I first learned about samskaras from a great friend and yoga instructor, who is also a fellow audiophile.
She explained the concept with an Al Green record in her hand. Yes, a record, pressed on cool, black vinyl!
She likened samskaras to the tiny grooves that the needle rides along in order to produce the sound heard from the speakers. Each and every time you play the same record, you will hear the same songs. Over and over again.
While the record, or even the head of the needle itself, may accumulate some lint and dust affecting the sound quality, or a small scratch could make the record skip, the song remains the same. Those grooves go nowhere unless some extreme heat melts them, and then the record is, well, no longer playable—it’s just a piece of plastic.
We have our own “grooves” as well, except that they are neural pathways in our brain that affect everything we do, everything we feel, and all that we think and say.

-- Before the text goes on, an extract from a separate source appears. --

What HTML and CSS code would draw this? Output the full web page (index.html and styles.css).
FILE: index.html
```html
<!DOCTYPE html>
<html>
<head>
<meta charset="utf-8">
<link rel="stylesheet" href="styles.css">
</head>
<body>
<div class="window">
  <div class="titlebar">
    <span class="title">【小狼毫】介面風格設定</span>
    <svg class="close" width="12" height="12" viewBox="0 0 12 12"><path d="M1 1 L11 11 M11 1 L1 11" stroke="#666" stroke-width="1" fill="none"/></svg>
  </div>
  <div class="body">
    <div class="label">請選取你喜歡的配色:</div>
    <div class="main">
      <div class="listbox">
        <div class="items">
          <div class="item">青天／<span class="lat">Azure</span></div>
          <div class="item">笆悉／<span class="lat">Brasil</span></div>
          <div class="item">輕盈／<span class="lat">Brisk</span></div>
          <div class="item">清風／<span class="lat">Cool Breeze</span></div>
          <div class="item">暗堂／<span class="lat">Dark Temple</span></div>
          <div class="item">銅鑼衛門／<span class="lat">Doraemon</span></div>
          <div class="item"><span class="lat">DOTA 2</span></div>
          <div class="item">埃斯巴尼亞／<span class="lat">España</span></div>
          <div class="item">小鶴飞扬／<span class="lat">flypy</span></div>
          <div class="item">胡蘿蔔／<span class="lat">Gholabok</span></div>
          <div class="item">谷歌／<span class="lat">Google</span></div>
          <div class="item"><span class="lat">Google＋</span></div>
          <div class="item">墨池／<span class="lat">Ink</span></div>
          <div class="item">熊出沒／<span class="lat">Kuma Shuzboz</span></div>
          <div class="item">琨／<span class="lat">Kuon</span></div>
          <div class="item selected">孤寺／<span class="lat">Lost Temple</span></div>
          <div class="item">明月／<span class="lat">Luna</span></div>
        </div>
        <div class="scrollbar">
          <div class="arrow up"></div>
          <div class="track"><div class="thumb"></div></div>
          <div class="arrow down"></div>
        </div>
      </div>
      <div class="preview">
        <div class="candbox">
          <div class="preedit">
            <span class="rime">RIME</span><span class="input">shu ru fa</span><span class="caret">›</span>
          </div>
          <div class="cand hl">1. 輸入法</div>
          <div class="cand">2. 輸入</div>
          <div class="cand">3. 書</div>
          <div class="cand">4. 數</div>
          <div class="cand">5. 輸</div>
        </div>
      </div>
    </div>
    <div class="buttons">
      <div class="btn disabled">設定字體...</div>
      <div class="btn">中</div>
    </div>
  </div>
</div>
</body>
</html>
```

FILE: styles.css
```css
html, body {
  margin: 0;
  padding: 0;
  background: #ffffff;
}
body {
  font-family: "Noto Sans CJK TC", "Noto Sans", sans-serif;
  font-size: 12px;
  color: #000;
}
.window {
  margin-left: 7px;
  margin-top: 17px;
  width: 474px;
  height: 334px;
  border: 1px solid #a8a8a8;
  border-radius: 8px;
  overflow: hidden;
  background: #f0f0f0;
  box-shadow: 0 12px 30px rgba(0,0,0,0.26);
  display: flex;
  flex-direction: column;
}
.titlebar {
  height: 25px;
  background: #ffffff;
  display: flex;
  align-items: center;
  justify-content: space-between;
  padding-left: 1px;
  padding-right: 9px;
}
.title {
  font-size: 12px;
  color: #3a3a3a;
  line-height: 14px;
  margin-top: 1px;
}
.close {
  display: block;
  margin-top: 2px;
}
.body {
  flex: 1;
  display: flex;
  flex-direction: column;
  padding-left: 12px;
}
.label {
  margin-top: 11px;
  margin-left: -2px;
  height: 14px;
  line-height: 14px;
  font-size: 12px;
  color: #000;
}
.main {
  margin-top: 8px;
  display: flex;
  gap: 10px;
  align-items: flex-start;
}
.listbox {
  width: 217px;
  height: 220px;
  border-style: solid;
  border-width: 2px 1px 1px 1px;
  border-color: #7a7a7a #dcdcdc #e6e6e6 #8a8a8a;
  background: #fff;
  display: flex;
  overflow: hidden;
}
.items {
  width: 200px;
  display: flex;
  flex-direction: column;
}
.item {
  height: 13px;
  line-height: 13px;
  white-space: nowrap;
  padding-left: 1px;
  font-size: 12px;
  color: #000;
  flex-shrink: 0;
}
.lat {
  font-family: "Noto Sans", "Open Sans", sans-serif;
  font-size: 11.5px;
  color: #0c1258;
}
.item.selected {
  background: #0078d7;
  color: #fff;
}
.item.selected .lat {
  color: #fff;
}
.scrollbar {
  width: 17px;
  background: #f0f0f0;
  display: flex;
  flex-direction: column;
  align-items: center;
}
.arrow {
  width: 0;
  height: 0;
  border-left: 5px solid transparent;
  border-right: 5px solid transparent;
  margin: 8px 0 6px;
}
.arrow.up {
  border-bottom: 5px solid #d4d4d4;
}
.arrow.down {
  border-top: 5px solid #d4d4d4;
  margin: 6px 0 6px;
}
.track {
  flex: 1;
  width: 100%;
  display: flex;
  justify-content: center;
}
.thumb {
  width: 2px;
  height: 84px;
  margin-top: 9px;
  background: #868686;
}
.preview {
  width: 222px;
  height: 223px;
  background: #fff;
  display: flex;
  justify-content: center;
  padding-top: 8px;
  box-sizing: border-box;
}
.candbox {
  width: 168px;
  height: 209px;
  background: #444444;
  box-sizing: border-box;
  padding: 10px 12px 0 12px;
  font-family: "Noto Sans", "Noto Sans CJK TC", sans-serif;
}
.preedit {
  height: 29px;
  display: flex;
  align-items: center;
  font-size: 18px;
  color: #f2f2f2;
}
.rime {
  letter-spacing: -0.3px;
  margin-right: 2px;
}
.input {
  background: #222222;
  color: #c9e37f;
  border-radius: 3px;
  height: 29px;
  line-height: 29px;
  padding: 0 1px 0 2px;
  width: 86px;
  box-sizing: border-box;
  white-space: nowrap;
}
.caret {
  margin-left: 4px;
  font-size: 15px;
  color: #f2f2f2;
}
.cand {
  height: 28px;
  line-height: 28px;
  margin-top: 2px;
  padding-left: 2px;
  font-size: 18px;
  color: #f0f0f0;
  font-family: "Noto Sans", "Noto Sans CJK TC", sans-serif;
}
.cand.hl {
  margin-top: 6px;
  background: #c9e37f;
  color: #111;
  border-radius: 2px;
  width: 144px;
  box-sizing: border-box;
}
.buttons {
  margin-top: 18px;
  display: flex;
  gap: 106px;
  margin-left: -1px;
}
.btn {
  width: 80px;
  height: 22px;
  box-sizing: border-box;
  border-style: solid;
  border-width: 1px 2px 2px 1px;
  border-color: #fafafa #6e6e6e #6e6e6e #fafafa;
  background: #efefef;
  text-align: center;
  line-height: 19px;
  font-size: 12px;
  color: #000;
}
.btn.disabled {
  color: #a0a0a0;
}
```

In the more formal sense, samskara is the concept that all beings have past impressions resulting from previous lives and/or experiences that judge or guide one’s present actions, shape one’s personality, and direct one’s life.
There are three types of samskaras: inborn, imposed, and acquired.

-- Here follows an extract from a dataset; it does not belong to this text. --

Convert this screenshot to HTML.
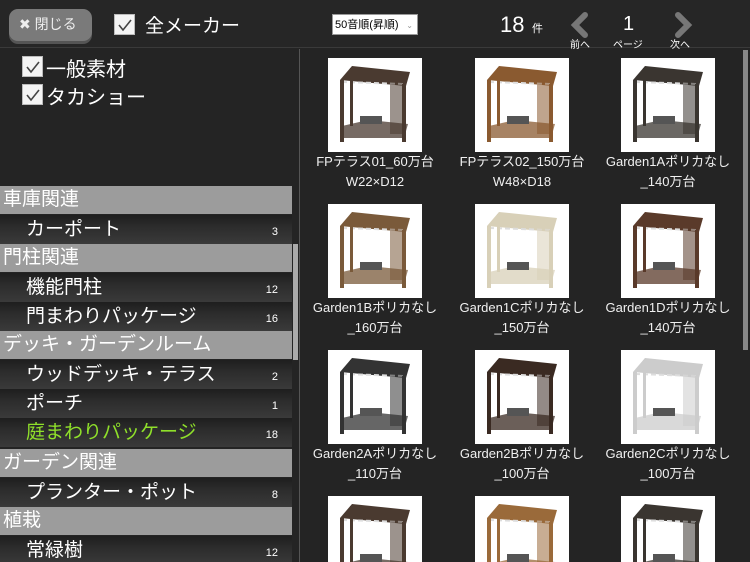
<!DOCTYPE html>
<html style="width:750px;height:562px;overflow:hidden"><head><meta charset="utf-8"><style>
*{margin:0;padding:0;box-sizing:border-box}
body{width:750px;height:562px;overflow:hidden;background:#242424;font-family:"Liberation Sans","Noto Sans CJK JP",sans-serif;color:#fff;position:relative}
.top{position:absolute;left:0;top:0;width:750px;height:48px;background:#262626;border-bottom:1px solid #3a3a3a}
.close{position:absolute;left:9px;top:9px;width:83px;height:32px;background:#7a7a7a;border-radius:9px;box-shadow:0 3px 0 #555;font-size:14px;line-height:30px;padding-left:10px;color:#eee}
.cb{position:absolute;width:21px;height:21px;background:#f4f4f4;border:1px solid #bbb}
.cb svg{position:absolute;left:2px;top:3px}
.t{position:absolute;white-space:nowrap}
.sel{position:absolute;left:332px;top:14px;width:86px;height:21px;background:#fff;color:#000;font-size:11px;line-height:21px;padding-left:2px;border:1px solid #999}
.left{position:absolute;left:0;top:49px;width:300px;height:513px;background:#242424;border-right:1px solid #555}
.h{position:absolute;left:0;width:292px;height:28px;background:#9c9c9c;font-size:19px;line-height:28px;padding-left:3px;color:#fff}
.i{position:absolute;left:0;width:292px;height:29px;background:linear-gradient(#1e1e1e,#2c2c2c 40%,#3a3a3a);font-size:19px;line-height:29px;padding-left:26px;color:#fff}
.i span{position:absolute;right:14px;top:3px;font-size:11px}
.cell{position:absolute;width:94px;height:94px;background:#fff;overflow:hidden}
.cap{position:absolute;width:150px;text-align:center;font-size:13px;line-height:20px;color:#f0f0f0}
</style></head><body>
<svg width="0" height="0" style="position:absolute">
<symbol id="p" viewBox="0 0 94 94">
<path d="M12 22 L24 8 L82 14 L78 28 Z" fill="currentColor"/>
<path d="M14 24 L76 26" stroke="#ddd" stroke-width="2" stroke-dasharray="5 3"/>
<rect x="12" y="22" width="4" height="62" fill="currentColor"/>
<rect x="74" y="26" width="4" height="58" fill="currentColor"/>
<rect x="22" y="10" width="3" height="58" fill="currentColor"/>
<rect x="62" y="24" width="14" height="52" fill="currentColor" opacity=".55"/>
<path d="M14 68 L40 62 L80 66 L76 80 L16 80 Z" fill="currentColor" opacity=".75"/>
<rect x="32" y="58" width="22" height="8" fill="#555"/>
</symbol>
</svg>
<div class="top">
<div class="close">✖ 閉じる</div>
<div class="cb" style="left:114px;top:14px"><svg width="16" height="14"><path d="M2 7 L6 12 L14 2" stroke="#444" stroke-width="1.6" fill="none"/></svg></div>
<div class="t" style="left:145px;top:11px;font-size:19px">全メーカー</div>
<div class="sel">50音順(昇順)<span style="position:absolute;right:4px;color:#999;font-size:8px">⌄</span></div>
<div class="t" style="left:500px;top:12px;font-size:22px">18</div>
<div class="t" style="left:532px;top:20px;font-size:11px">件</div>
<svg style="position:absolute;left:569px;top:12px" width="22" height="26"><path d="M16 3 L6 13 L16 23" stroke="#777" stroke-width="6" fill="none" stroke-linecap="round"/></svg>
<div class="t" style="left:570px;top:36px;font-size:10px">前へ</div>
<div class="t" style="left:623px;top:13px;font-size:20px">1</div>
<div class="t" style="left:613px;top:36px;font-size:10px">ページ</div>
<svg style="position:absolute;left:672px;top:12px" width="22" height="26"><path d="M6 3 L16 13 L6 23" stroke="#777" stroke-width="6" fill="none" stroke-linecap="round"/></svg>
<div class="t" style="left:670px;top:36px;font-size:10px">次へ</div>
</div>
<div class="left">
<div class="cb" style="left:22px;top:7px"><svg width="16" height="14"><path d="M2 7 L6 12 L14 2" stroke="#444" stroke-width="1.6" fill="none"/></svg></div>
<div class="t" style="left:46px;top:4px;font-size:20px">一般素材</div>
<div class="cb" style="left:22px;top:35px"><svg width="16" height="14"><path d="M2 7 L6 12 L14 2" stroke="#444" stroke-width="1.6" fill="none"/></svg></div>
<div class="t" style="left:46px;top:32px;font-size:20px">タカショー</div>
<div class="h" style="top:137px">車庫関連</div>
<div class="i" style="top:166px">カーポート<span>3</span></div>
<div class="h" style="top:195px">門柱関連</div>
<div class="i" style="top:224px">機能門柱<span>12</span></div>
<div class="i" style="top:253px">門まわりパッケージ<span>16</span></div>
<div class="h" style="top:282px">デッキ・ガーデンルーム</div>
<div class="i" style="top:311px">ウッドデッキ・テラス<span>2</span></div>
<div class="i" style="top:340px">ポーチ<span>1</span></div>
<div class="i" style="top:369px;color:#8fe02a">庭まわりパッケージ<span style="color:#fff">18</span></div>
<div class="h" style="top:400px">ガーデン関連</div>
<div class="i" style="top:429px">プランター・ポット<span>8</span></div>
<div class="h" style="top:458px">植栽</div>
<div class="i" style="top:487px">常緑樹<span>12</span></div>
<div style="position:absolute;left:293px;top:195px;width:5px;height:116px;background:#aaa"></div>
</div>
<div style="position:absolute;left:743px;top:50px;width:5px;height:300px;background:#888"></div>

<div class="cell" style="left:328px;top:58px;color:#4a3a30"><svg width="94" height="94"><use href="#p"/></svg></div>
<div class="cell" style="left:475px;top:58px;color:#8a5a30"><svg width="94" height="94"><use href="#p"/></svg></div>
<div class="cell" style="left:621px;top:58px;color:#3a3530"><svg width="94" height="94"><use href="#p"/></svg></div>
<div class="cap" style="left:300px;top:152px">FPテラス01_60万台<br>W22×D12</div>
<div class="cap" style="left:447px;top:152px">FPテラス02_150万台<br>W48×D18</div>
<div class="cap" style="left:593px;top:152px">Garden1Aポリカなし<br>_140万台</div>

<div class="cell" style="left:328px;top:204px;color:#7a5a3a"><svg width="94" height="94"><use href="#p"/></svg></div>
<div class="cell" style="left:475px;top:204px;color:#d8d0b8"><svg width="94" height="94"><use href="#p"/></svg></div>
<div class="cell" style="left:621px;top:204px;color:#5a3a2a"><svg width="94" height="94"><use href="#p"/></svg></div>
<div class="cap" style="left:300px;top:298px">Garden1Bポリカなし<br>_160万台</div>
<div class="cap" style="left:447px;top:298px">Garden1Cポリカなし<br>_150万台</div>
<div class="cap" style="left:593px;top:298px">Garden1Dポリカなし<br>_140万台</div>

<div class="cell" style="left:328px;top:350px;color:#333"><svg width="94" height="94"><use href="#p"/></svg></div>
<div class="cell" style="left:475px;top:350px;color:#3a2a22"><svg width="94" height="94"><use href="#p"/></svg></div>
<div class="cell" style="left:621px;top:350px;color:#ccc"><svg width="94" height="94"><use href="#p"/></svg></div>
<div class="cap" style="left:300px;top:444px">Garden2Aポリカなし<br>_110万台</div>
<div class="cap" style="left:447px;top:444px">Garden2Bポリカなし<br>_100万台</div>
<div class="cap" style="left:593px;top:444px">Garden2Cポリカなし<br>_100万台</div>

<div class="cell" style="left:328px;top:496px;height:66px;color:#4a3a30"><svg width="94" height="94"><use href="#p"/></svg></div>
<div class="cell" style="left:475px;top:496px;height:66px;color:#9a6a3a"><svg width="94" height="94"><use href="#p"/></svg></div>
<div class="cell" style="left:621px;top:496px;height:66px;color:#3a3530"><svg width="94" height="94"><use href="#p"/></svg></div>
</body></html>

>> Inborn are samskaras carried from one’s past life (or lives) and into the present life.
>> Imposed are samskaras that are brought upon through a young age from one’s parents and surroundings.
>> Acquired samskaras are created from experiences and actions taken by oneself throughout their life. For a Westerner who seeks personal change in a new way, understanding this type of samskara is easy because of its universal relatability.
Making new grooves:
As adults, many of us reflect on how we were shaped as children. There were many experiences that were well out of our control and imposed upon us, as were the ways in which we integrated those experiences into our psyches, most of which lingers into our adulthood. Of course, each of us does this in a unique way and experiences varying degrees of retention.

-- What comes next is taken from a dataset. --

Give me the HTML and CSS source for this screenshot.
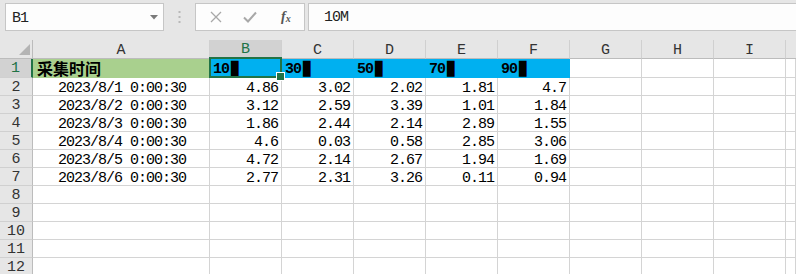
FILE: index.html
```html
<!DOCTYPE html>
<html>
<head>
<meta charset="utf-8">
<link rel="stylesheet" href="styles.css">
</head>
<body>
<div class="app">
  <div class="fbar">
    <div class="namebox">
      <span class="nb-text">B1</span>
      <svg class="dd" width="8" height="5" viewBox="0 0 8 5"><path d="M0 0H8L4 4.5Z" fill="#7a7a7a"/></svg>
    </div>
    <div class="grip">
      <svg width="3" height="12" viewBox="0 0 3 12"><rect x="0.5" y="0" width="2" height="2" fill="#b8b8b8"/><rect x="0.5" y="5" width="2" height="2" fill="#b8b8b8"/><rect x="0.5" y="10" width="2" height="2" fill="#b8b8b8"/></svg>
    </div>
    <div class="btns">
      <svg class="ic" width="12" height="12" viewBox="0 0 12 12"><path d="M1 1L11 11M11 1L1 11" stroke="#a8a8a8" stroke-width="1.3" fill="none"/></svg>
      <svg class="ic" width="14" height="12" viewBox="0 0 14 12"><path d="M1 6.5L5 10.5L13 1.5" stroke="#a8a8a8" stroke-width="2" fill="none"/></svg>
      <span class="fx">f<sub>x</sub></span>
    </div>
    <div class="finput">10M</div>
  </div>
  <div class="sheet">
    <div class="corner"><span class="tri"></span></div>
    <div class="ch">A</div>
    <div class="ch sel">B</div>
    <div class="ch">C</div>
    <div class="ch">D</div>
    <div class="ch">E</div>
    <div class="ch">F</div>
    <div class="ch">G</div>
    <div class="ch">H</div>
    <div class="ch">I</div>
    <div class="ch last"></div>

    <div class="rh sel">1</div>
    <div class="c green cjk">采集时间</div>
    <div class="c blue hd active">10<span class="blk">▮</span></div>
    <div class="c blue hd">30<span class="blk">▮</span></div>
    <div class="c blue hd">50<span class="blk">▮</span></div>
    <div class="c blue hd">70<span class="blk">▮</span></div>
    <div class="c blue hd">90<span class="blk">▮</span></div>
    <div class="c"></div><div class="c"></div><div class="c"></div><div class="c"></div>

    <div class="rh">2</div>
    <div class="c dt">2023/8/1 0:00:30</div>
    <div class="c n">4.86</div><div class="c n">3.02</div><div class="c n">2.02</div><div class="c n">1.81</div><div class="c n">4.7</div>
    <div class="c"></div><div class="c"></div><div class="c"></div><div class="c"></div>

    <div class="rh">3</div>
    <div class="c dt">2023/8/2 0:00:30</div>
    <div class="c n">3.12</div><div class="c n">2.59</div><div class="c n">3.39</div><div class="c n">1.01</div><div class="c n">1.84</div>
    <div class="c"></div><div class="c"></div><div class="c"></div><div class="c"></div>

    <div class="rh">4</div>
    <div class="c dt">2023/8/3 0:00:30</div>
    <div class="c n">1.86</div><div class="c n">2.44</div><div class="c n">2.14</div><div class="c n">2.89</div><div class="c n">1.55</div>
    <div class="c"></div><div class="c"></div><div class="c"></div><div class="c"></div>

    <div class="rh">5</div>
    <div class="c dt">2023/8/4 0:00:30</div>
    <div class="c n">4.6</div><div class="c n">0.03</div><div class="c n">0.58</div><div class="c n">2.85</div><div class="c n">3.06</div>
    <div class="c"></div><div class="c"></div><div class="c"></div><div class="c"></div>

    <div class="rh">6</div>
    <div class="c dt">2023/8/5 0:00:30</div>
    <div class="c n">4.72</div><div class="c n">2.14</div><div class="c n">2.67</div><div class="c n">1.94</div><div class="c n">1.69</div>
    <div class="c"></div><div class="c"></div><div class="c"></div><div class="c"></div>

    <div class="rh">7</div>
    <div class="c dt">2023/8/6 0:00:30</div>
    <div class="c n">2.77</div><div class="c n">2.31</div><div class="c n">3.26</div><div class="c n">0.11</div><div class="c n">0.94</div>
    <div class="c"></div><div class="c"></div><div class="c"></div><div class="c"></div>

    <div class="rh">8</div>
    <div class="c"></div><div class="c"></div><div class="c"></div><div class="c"></div><div class="c"></div><div class="c"></div><div class="c"></div><div class="c"></div><div class="c"></div><div class="c"></div>
    <div class="rh">9</div>
    <div class="c"></div><div class="c"></div><div class="c"></div><div class="c"></div><div class="c"></div><div class="c"></div><div class="c"></div><div class="c"></div><div class="c"></div><div class="c"></div>
    <div class="rh">10</div>
    <div class="c"></div><div class="c"></div><div class="c"></div><div class="c"></div><div class="c"></div><div class="c"></div><div class="c"></div><div class="c"></div><div class="c"></div><div class="c"></div>
    <div class="rh">11</div>
    <div class="c"></div><div class="c"></div><div class="c"></div><div class="c"></div><div class="c"></div><div class="c"></div><div class="c"></div><div class="c"></div><div class="c"></div><div class="c"></div>
    <div class="rh">12</div>
    <div class="c"></div><div class="c"></div><div class="c"></div><div class="c"></div><div class="c"></div><div class="c"></div><div class="c"></div><div class="c"></div><div class="c"></div><div class="c"></div>
  </div>
</div>
</body>
</html>
```

FILE: styles.css
```css
* { box-sizing: border-box; }
html, body { margin: 0; padding: 0; }
body {
  width: 796px;
  height: 274px;
  overflow: hidden;
  background: #e6e6e6;
  font-family: "Liberation Mono", "DejaVu Sans Mono", monospace;
  font-size: 15px;
  color: #000;
}
.app { display: flex; flex-direction: column; }

.fbar {
  display: flex;
  align-items: flex-start;
  height: 40px;
  padding-top: 3px;
  background: #e6e6e6;
}
.namebox {
  margin-left: 5px;
  width: 159px;
  height: 28px;
  background: #fdfdfd;
  border: 1px solid #c6c6c6;
  display: flex;
  align-items: center;
  justify-content: space-between;
  padding: 0 5px 0 6px;
}
.nb-text { font-size: 15px; letter-spacing: -1px; color: #222; padding-top: 2px; }
.grip {
  width: 31px;
  height: 28px;
  display: flex;
  align-items: center;
  justify-content: center;
}
.btns {
  width: 110px;
  height: 28px;
  background: #fdfdfd;
  border: 1px solid #c6c6c6;
  display: flex;
  align-items: center;
  padding-left: 14px;
}
.btns .ic:first-child { margin-right: 21px; }
.btns .ic:nth-child(2) { margin-right: 24px; }
.fx {
  font-family: "Liberation Serif", serif;
  font-style: italic;
  font-size: 14px;
  color: #555;
  font-weight: bold;
}
.fx sub { font-size: 10px; vertical-align: -1px; }
.finput {
  margin-left: 3px;
  flex: 1;
  height: 28px;
  background: #fdfdfd;
  border: 1px solid #c6c6c6;
  border-right: none;
  padding: 5px 0 0 15px;
  font-size: 15px;
  letter-spacing: -1px;
  color: #222;
}

.sheet {
  display: grid;
  grid-template-columns: 33px 177px repeat(8, 72px) 1fr;
  grid-template-rows: 19px 19px repeat(11, 18px);
  background: #fff;
}
.corner, .ch, .rh {
  background: #e6e6e6;
  color: #333;
  font-size: 15px;
  display: flex;
  align-items: center;
  justify-content: center;
}
.corner {
  position: relative;
  border-right: 1px solid #bcbcbc;
  border-bottom: 1px solid #bcbcbc;
}
.tri {
  position: absolute;
  right: 2px;
  bottom: 3px;
  width: 0;
  height: 0;
  border-left: 11px solid transparent;
  border-bottom: 11px solid #b4b4b4;
}
.ch {
  border-right: 1px solid #d0d0d0;
  border-bottom: 1px solid #bcbcbc;
  padding-top: 2px;
}
.ch.last { border-right: none; }
.ch.sel {
  background: #d2d2d2;
  color: #217346;
  border-bottom: 2px solid #217346;
}
.rh {
  border-right: 1px solid #bcbcbc;
  border-bottom: 1px solid #d0d0d0;
  padding-top: 1px;
}
.rh.sel {
  background: #d2d2d2;
  color: #217346;
  border-right: 2px solid #217346;
}
.c {
  border-right: 1px solid #d4d4d4;
  border-bottom: 1px solid #d4d4d4;
  white-space: nowrap;
  overflow: visible;
  line-height: 17px;
  padding-top: 2px;
  letter-spacing: -1px;
}
.green { background: #a9d08e; border-color: #a9d08e; }
.blue { background: #00b0f0; border-color: #00b0f0; }
.cjk {
  font-family: "Noto Sans CJK SC", sans-serif;
  font-weight: bold;
  font-size: 16px;
  letter-spacing: 0;
  padding: 0 0 0 4px;
  line-height: 18px;
}
.hd {
  font-weight: bold;
  padding-left: 3px;
  font-size: 15px;
}
.blk {
  font-family: "DejaVu Sans", sans-serif;
  font-size: 21px;
  line-height: 10px;
  vertical-align: -1px;
  letter-spacing: 0;
  margin-left: 0;
}
.active { position: relative; }
.active::after {
  content: "";
  position: absolute;
  left: -1px;
  top: -2px;
  right: -1px;
  bottom: -1px;
  border: 2px solid #217346;
}
.active::before {
  content: "";
  position: absolute;
  right: -4px;
  bottom: -4px;
  width: 7px;
  height: 7px;
  background: #217346;
  border: 1px solid #fff;
  z-index: 2;
}
.n { text-align: right; padding-right: 3px; }
.dt { text-align: right; padding-right: 23px; }
```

Nature versus nature is a long conversation, so instead, I like to focus my energies on what I can do, individually, to “fill in” some of those grooves in my own vinyl that I no longer wish to keep, and create new ones of my own making.
There are many things that I want to do differently and think about in new ways. I don’t want to repress; I’d rather understand and expand. I’ll be honest: breaking habitual patterns is extremely challenging, but not at all impossible—there’s a difference!
How do you influence self-change, you ask?
Simply this: you exert efforts inward.
Creating and utilizing mechanisms for establishing and maintaining continuous and frequent reminders is a good start. For some (including me), Post-it notes are effective; for others, electronic reminders that come to us through mobile phone apps and text messages help reinforce the new ways of thinking, feeling, speaking, and doing. Some people put things on their wall calendars and others record voice memos to themselves and play them back at various intervals during their week. You can use as few or as many as you like, but they ultimately serve the same purpose.
As I approach 50 years of age, I find myself needing to rely on reminders not only to influence change, but also to get things done without forgetting.
While the smallest, seemingly insignificant things in life can be important to our functioning, I need more.
I need to be reminded of something bigger than the drudgery of day-to-day “adulting” in the modern day. I need to be reminded of the significance of just being alive. I think we all do.
Putting a tattoo on my skin is not something I take lightly, at least at my age.
I hold no judgment for self-expression—whatever tickles your fancy and is tattooed on your body is fine with me. I support that. I support expression of any kind, so long as it is not as harmful to oneself and to others.
When you have something written on your skin in a readable language, versus something more visual or with a symbolic meaning or gesture, you have to make sure that it’s going to be a statement about you. I decided on “everything changes” because it encompasses all that I struggle with, and perhaps something that everyone else struggles with, too, and that is the struggle with accepting change.
Change is hard.
Over time, the body changes, the mind changes, our relationships change, as do our financial circumstances. Change also encompasses where we live, how we live, and how we view the world.
For me, wearing a message that has been permanently etched onto my skin, a message so powerful and inclusive, is putting new grooves in my vinyl and making me want to sing and dance to new tracks.
Grabbing people along the way and pulling them out onto the dance floor with me not only helps to reinforce my own personal change, but helps us all groove together!